I now summarize this post by listing a number of questions I have raised:
- What are the spatial auditory cues of natural sounds produced inside the head? (chewing, touching one’s head, speaking)
- Is it possible to externalize sounds without tracking head movements? (e.g. with the transaural technique)
- Is it possible to externalize sounds by tracking head movements, but without reproducing realistic natural spatial cues (HRTFs)?
- What is the tactile experience of sound, and are there tactile cues for sound location? Can profoundly deaf people localize sound sources?
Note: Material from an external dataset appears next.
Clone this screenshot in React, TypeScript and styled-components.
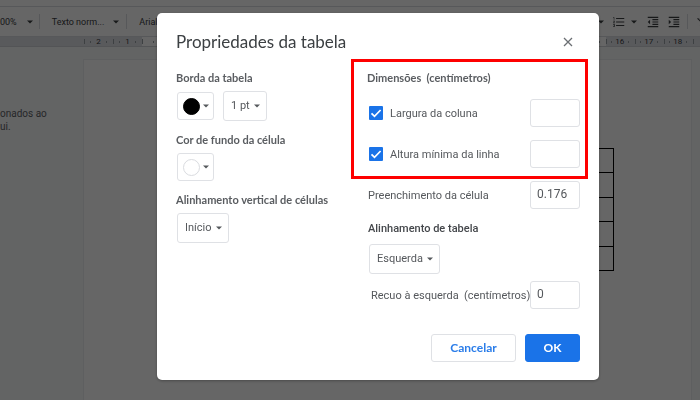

Update. Following a discussion with Kevin O’Regan, I realize I must qualify one of my statements. I wrote that sound waves are unaffected by head movements when the source is rigidly attached to the head. This is in fact only true in an anechoic environment. But as soon as there is a reflecting surface, which does not move with the head, moving the head has an effect on sound waves (specifically, on echoes). In other words, the fact that echoic cues are affected (in a lawful way) by movements is characteristic of sounds outside the head, whether they are rigidly attached to the head or not. To be more precise, monaural echoic cues change with head movements for an external source attached to the head, while binaural echoic cues do for an external source free from the head.